[start DATA LINES]

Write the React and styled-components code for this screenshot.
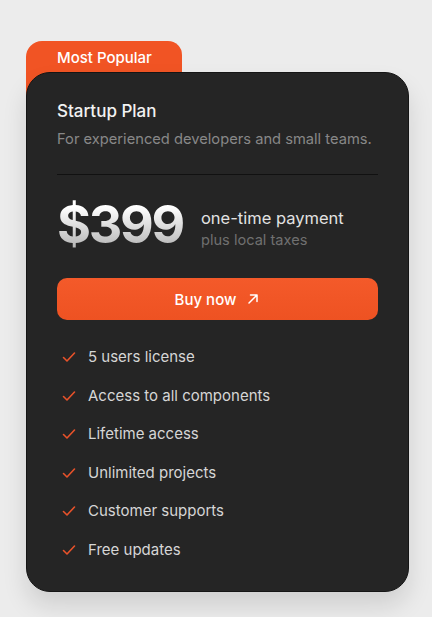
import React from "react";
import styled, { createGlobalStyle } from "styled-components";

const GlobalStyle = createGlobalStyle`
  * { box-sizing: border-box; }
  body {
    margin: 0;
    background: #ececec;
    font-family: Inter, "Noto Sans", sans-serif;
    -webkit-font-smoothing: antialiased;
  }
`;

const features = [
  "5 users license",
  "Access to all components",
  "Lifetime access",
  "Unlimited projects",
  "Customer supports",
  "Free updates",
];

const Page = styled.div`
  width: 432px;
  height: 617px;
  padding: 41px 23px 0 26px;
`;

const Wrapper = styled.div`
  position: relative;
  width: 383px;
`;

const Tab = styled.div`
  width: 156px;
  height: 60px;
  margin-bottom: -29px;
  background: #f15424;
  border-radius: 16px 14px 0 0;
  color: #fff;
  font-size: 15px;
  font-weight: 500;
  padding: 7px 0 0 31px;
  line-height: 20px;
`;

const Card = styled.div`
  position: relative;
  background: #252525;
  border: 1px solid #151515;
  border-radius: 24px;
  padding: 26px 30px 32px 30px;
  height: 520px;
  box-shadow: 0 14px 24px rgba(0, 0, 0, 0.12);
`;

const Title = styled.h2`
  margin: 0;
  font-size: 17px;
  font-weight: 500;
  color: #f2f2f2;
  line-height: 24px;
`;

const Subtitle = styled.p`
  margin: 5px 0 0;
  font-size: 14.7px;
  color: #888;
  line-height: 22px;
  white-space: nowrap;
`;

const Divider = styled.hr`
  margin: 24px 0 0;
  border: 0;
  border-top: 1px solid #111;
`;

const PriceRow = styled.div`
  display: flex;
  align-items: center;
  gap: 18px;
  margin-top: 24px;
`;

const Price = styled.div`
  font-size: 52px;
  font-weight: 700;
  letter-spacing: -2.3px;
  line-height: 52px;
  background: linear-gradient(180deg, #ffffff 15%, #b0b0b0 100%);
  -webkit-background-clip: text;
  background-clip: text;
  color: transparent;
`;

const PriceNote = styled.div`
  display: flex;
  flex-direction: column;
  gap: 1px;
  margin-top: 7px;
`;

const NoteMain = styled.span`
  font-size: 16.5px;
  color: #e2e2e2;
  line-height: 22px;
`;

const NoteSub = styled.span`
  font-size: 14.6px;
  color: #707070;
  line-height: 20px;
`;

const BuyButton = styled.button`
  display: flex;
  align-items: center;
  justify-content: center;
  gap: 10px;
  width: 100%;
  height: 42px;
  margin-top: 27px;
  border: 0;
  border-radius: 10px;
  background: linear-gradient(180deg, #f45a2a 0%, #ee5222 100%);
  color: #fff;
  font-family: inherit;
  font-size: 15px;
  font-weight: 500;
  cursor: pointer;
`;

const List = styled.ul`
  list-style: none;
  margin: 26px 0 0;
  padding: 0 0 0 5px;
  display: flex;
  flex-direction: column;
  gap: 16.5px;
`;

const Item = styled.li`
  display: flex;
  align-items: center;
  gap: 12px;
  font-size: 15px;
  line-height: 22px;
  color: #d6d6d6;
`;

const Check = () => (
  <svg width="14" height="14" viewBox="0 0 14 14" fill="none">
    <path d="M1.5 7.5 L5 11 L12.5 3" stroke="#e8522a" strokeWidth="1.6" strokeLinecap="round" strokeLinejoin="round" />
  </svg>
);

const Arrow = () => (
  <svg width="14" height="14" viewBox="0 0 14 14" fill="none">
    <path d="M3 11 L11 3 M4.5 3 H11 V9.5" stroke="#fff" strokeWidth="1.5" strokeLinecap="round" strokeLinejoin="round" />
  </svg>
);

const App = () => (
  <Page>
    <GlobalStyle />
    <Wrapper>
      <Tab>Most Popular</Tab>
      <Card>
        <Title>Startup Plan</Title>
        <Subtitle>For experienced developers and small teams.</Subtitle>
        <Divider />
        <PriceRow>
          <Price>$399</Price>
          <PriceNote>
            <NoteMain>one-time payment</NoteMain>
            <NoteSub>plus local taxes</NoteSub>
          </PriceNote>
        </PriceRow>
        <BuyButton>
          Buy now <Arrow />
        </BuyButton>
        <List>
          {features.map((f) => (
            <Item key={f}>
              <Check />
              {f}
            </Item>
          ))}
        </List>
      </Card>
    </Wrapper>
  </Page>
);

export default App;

[end DATA LINES]
[start DATA LINES]

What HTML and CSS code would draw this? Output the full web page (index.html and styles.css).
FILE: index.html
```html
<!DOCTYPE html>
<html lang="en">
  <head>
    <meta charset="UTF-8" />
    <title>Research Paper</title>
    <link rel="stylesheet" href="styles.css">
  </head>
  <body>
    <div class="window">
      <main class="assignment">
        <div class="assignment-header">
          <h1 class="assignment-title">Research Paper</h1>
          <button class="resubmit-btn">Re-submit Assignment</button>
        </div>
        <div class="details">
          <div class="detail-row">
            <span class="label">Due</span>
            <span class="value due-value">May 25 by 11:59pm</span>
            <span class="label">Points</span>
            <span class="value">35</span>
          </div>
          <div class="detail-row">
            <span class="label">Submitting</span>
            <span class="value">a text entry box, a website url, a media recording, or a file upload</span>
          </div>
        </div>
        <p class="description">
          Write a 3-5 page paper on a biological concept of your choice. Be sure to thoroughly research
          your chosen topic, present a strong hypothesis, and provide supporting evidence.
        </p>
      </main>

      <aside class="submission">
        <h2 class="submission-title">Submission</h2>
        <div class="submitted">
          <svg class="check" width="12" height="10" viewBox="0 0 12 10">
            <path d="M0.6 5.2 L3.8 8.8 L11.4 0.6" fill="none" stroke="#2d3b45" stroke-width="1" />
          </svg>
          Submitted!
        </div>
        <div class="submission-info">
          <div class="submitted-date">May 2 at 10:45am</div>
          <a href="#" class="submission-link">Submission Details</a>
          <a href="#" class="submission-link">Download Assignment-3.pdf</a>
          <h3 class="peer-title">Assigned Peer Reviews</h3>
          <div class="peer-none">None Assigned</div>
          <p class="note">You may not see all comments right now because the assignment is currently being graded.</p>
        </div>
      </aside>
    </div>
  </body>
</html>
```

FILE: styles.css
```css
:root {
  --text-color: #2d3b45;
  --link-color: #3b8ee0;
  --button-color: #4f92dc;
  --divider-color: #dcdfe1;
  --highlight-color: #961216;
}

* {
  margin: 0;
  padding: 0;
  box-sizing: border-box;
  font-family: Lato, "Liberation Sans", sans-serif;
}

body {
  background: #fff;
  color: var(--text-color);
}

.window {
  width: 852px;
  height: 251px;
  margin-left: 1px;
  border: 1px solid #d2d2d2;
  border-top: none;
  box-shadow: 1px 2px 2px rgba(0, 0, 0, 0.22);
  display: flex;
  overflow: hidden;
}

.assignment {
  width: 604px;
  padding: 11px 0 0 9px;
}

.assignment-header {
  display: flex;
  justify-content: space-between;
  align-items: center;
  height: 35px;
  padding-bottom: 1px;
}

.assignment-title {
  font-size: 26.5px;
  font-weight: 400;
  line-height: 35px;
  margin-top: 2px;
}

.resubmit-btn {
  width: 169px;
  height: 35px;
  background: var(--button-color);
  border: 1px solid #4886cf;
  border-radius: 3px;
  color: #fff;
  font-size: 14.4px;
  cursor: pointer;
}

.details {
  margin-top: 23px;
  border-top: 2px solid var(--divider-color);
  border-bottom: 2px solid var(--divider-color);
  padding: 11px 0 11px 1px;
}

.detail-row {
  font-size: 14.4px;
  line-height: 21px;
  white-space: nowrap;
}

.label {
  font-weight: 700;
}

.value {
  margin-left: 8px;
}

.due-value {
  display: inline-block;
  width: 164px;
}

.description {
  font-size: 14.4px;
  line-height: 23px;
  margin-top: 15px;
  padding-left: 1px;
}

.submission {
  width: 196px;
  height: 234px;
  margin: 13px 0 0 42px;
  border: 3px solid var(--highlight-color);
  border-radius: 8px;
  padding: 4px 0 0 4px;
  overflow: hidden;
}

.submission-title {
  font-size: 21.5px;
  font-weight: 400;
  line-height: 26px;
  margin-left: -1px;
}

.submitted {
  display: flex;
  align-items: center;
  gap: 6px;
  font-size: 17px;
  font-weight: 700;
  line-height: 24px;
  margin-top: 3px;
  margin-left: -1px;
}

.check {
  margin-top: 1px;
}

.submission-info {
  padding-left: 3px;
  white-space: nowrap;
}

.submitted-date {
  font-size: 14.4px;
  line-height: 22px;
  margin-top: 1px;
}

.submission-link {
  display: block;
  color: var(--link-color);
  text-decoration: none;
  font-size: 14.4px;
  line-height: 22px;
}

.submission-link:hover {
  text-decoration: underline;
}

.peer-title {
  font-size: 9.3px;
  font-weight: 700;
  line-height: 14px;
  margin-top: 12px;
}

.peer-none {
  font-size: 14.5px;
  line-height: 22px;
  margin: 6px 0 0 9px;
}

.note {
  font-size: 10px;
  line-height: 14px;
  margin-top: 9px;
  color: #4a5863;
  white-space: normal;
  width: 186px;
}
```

[end DATA LINES]

TASK DIRECTIONS:
Examine the records and pull out every line where the string "code" occurs.

TASK SOLUTION:
Write the React and styled-components code for this screenshot.
What HTML and CSS code would draw this? Output the full web page (index.html and styles.css).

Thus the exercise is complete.